## begin

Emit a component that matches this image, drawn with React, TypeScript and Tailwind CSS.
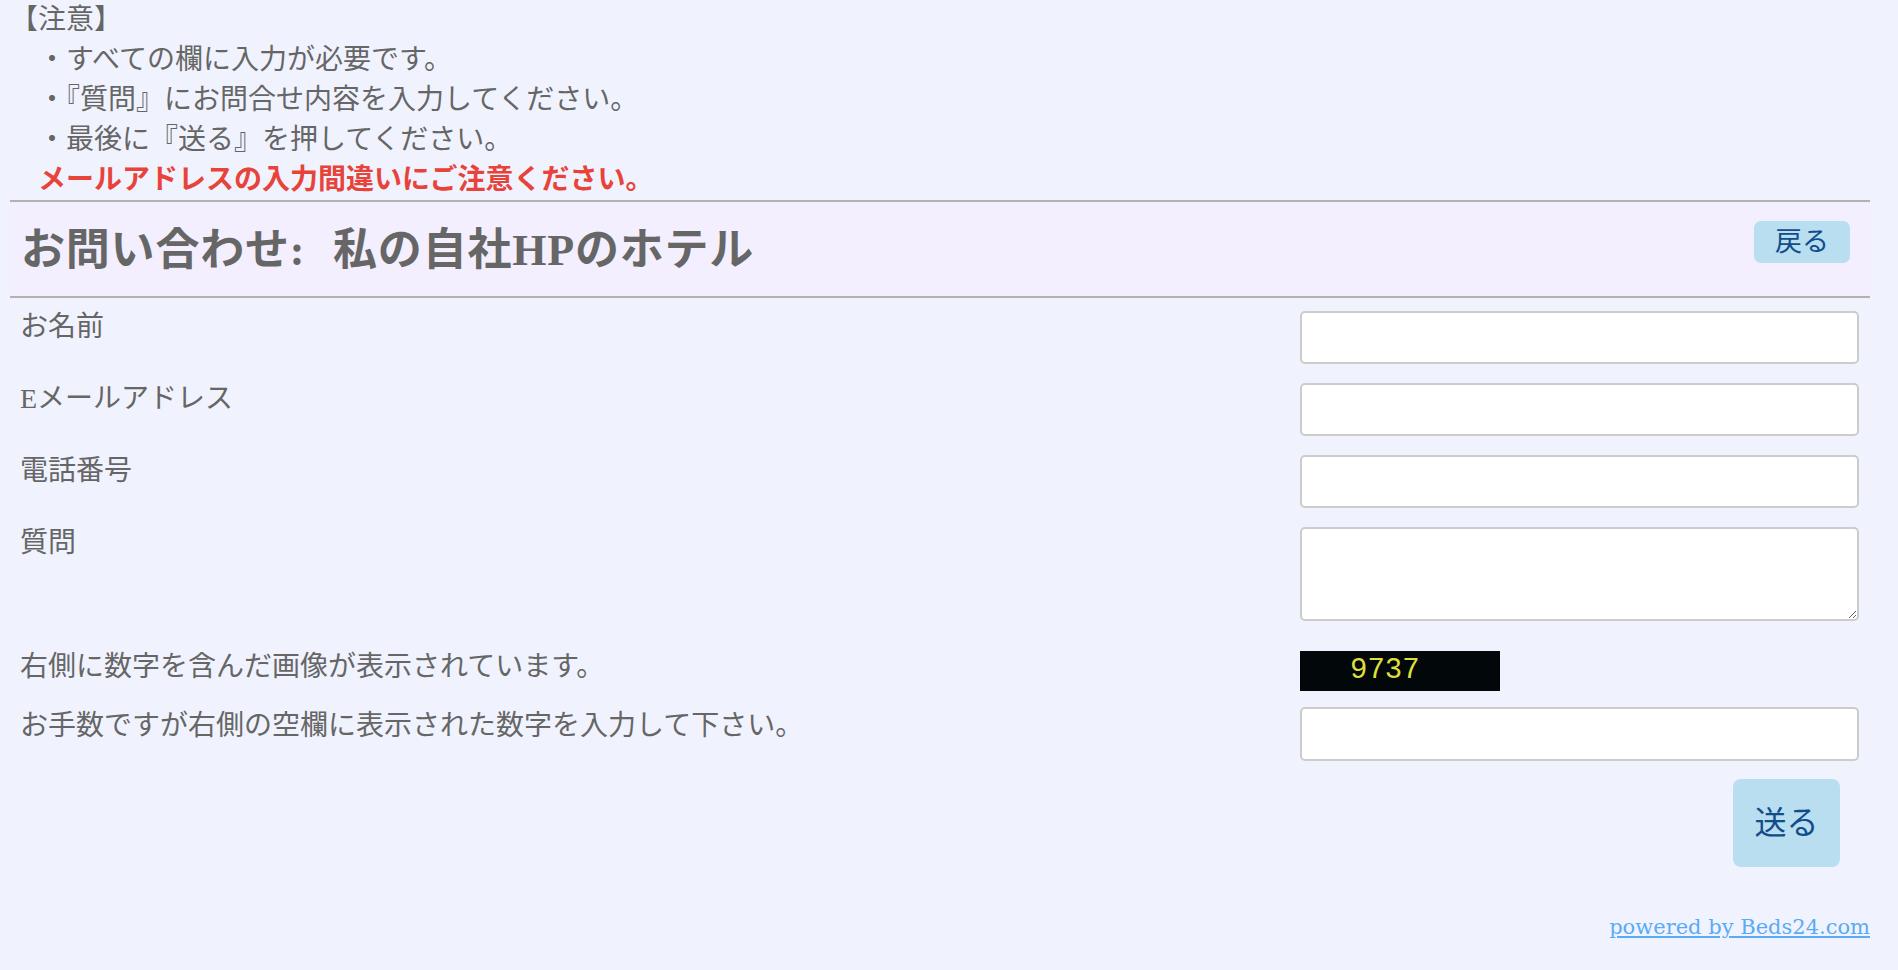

## end
## begin

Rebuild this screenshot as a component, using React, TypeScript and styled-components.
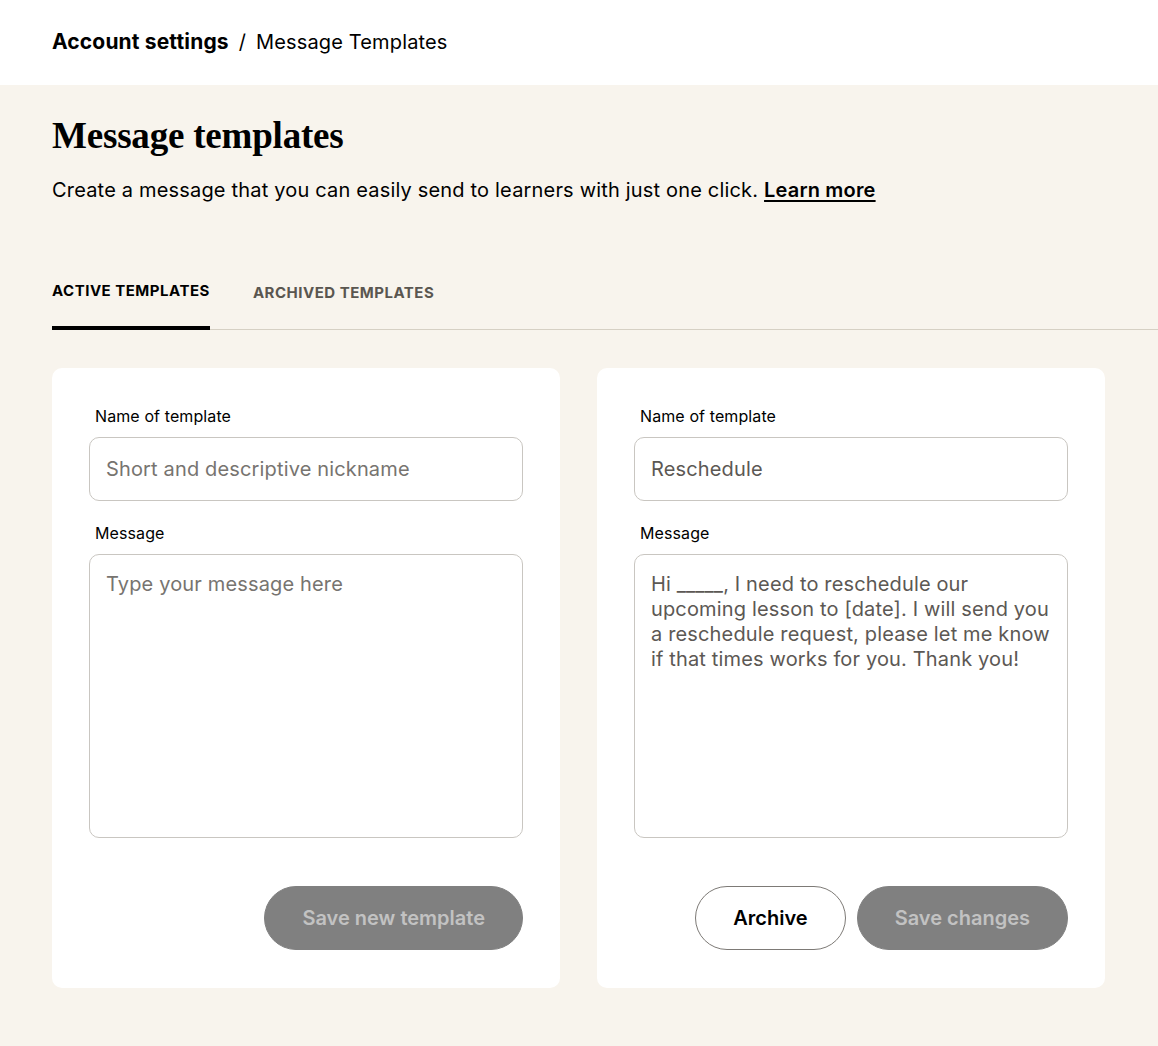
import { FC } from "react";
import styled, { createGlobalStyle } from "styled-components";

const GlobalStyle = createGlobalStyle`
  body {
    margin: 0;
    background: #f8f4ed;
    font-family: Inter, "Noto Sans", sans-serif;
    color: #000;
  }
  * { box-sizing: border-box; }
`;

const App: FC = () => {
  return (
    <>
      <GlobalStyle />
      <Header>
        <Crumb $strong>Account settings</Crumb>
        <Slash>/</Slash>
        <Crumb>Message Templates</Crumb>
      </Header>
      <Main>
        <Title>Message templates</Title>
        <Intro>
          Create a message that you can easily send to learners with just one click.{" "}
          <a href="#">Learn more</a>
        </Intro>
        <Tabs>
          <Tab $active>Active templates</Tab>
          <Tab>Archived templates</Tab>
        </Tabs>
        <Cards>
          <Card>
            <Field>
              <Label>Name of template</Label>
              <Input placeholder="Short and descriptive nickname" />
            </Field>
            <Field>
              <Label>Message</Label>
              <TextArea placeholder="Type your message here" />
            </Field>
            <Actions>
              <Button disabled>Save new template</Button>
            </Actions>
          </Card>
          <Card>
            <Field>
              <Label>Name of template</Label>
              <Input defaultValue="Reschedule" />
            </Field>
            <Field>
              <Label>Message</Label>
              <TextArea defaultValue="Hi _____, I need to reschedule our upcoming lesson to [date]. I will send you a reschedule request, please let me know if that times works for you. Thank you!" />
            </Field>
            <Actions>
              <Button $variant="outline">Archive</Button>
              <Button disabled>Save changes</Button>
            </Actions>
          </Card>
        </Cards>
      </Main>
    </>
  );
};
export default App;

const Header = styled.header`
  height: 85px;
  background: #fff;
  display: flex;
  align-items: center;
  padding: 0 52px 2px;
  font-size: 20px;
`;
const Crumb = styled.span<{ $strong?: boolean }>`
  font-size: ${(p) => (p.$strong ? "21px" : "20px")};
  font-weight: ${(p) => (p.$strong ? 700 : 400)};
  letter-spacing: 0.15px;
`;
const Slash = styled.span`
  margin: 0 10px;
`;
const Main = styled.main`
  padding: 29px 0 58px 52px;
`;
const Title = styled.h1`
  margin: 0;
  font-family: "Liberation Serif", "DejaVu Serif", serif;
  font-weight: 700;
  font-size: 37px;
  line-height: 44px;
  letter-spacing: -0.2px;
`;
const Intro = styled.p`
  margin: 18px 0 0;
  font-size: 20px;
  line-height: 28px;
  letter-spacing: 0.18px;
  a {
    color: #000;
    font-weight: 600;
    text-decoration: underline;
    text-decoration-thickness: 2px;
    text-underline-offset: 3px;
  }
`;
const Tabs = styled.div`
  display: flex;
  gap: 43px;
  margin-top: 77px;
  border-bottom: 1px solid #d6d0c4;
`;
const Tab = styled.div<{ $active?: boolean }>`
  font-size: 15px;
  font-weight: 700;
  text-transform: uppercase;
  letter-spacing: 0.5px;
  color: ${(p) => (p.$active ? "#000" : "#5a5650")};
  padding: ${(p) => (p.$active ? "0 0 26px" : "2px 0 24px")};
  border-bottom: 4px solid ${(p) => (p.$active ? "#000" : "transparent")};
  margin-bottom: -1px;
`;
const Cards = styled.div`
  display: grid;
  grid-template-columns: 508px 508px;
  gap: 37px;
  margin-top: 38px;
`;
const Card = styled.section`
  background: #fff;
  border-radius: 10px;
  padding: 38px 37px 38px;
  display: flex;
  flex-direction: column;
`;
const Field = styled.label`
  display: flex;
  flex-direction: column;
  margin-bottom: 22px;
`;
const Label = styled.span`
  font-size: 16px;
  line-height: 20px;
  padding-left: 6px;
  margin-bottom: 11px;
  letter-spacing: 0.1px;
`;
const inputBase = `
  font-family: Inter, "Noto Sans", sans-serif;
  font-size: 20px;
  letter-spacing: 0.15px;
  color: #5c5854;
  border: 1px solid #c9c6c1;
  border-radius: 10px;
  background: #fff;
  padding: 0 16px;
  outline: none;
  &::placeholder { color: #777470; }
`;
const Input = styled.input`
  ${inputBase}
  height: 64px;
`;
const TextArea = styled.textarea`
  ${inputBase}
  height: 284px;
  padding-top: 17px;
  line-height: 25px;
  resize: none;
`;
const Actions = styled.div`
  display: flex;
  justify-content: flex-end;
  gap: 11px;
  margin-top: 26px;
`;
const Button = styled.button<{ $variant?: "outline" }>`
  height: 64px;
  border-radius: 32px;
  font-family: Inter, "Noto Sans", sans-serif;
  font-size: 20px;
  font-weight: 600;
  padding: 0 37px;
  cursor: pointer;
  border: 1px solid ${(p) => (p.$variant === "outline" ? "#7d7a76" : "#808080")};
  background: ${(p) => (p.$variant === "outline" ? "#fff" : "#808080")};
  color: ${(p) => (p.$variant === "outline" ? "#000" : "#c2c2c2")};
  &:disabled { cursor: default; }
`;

## end
## begin

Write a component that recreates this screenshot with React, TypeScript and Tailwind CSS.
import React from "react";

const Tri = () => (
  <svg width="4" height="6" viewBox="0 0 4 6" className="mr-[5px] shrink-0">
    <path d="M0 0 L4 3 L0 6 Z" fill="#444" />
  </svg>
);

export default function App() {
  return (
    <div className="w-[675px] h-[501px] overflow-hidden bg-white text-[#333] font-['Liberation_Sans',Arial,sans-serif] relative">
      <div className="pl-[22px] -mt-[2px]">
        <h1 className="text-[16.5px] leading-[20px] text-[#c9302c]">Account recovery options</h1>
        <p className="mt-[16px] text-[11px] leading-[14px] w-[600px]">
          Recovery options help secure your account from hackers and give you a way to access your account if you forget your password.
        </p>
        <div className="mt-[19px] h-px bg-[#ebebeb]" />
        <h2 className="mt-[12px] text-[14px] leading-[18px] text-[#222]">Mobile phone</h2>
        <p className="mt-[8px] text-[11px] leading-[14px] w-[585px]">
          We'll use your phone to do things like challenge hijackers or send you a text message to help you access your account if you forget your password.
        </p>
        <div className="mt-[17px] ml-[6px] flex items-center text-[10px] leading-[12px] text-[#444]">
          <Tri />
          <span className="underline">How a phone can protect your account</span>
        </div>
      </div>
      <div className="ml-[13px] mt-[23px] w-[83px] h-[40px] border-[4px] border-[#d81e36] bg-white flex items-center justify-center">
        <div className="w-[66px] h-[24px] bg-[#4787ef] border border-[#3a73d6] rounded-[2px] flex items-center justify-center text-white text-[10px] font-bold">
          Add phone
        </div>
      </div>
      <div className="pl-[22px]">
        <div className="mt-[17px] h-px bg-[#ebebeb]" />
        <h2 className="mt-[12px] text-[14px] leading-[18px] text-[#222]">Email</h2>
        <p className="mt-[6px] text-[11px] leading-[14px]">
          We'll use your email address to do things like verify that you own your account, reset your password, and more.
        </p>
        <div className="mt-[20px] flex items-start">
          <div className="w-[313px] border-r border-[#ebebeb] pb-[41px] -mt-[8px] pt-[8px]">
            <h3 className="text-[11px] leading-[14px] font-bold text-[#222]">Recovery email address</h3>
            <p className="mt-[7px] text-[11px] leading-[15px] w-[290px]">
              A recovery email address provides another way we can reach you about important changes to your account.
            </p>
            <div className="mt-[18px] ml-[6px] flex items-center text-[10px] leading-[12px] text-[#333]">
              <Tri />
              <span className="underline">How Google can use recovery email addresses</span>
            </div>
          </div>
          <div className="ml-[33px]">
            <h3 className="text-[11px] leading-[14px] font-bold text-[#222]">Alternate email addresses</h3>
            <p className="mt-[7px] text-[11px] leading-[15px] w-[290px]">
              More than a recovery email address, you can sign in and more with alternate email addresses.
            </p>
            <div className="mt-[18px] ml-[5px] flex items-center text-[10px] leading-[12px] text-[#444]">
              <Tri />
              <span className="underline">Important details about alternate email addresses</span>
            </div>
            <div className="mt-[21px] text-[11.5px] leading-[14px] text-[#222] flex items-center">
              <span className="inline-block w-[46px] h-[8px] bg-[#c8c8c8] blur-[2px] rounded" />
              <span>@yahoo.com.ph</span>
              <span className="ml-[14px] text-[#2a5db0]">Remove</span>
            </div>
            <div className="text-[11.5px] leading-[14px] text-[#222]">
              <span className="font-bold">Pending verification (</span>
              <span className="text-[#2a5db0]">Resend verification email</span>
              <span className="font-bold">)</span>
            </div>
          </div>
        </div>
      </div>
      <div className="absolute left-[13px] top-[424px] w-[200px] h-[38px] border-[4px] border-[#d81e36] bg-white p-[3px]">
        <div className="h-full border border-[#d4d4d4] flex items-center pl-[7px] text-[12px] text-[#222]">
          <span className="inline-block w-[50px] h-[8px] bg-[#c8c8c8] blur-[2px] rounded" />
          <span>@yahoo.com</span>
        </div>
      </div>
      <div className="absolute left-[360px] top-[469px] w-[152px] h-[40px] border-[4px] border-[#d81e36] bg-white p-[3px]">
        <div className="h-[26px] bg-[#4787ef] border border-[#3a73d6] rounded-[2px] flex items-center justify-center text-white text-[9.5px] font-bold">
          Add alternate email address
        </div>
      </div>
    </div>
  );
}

## end

WRITTEN REQUEST » Pull out every line of the entries that includes the word "components".

RESPONSE TO THE TASK »
Rebuild this screenshot as a component, using React, TypeScript and styled-components.
import styled, { createGlobalStyle } from "styled-components";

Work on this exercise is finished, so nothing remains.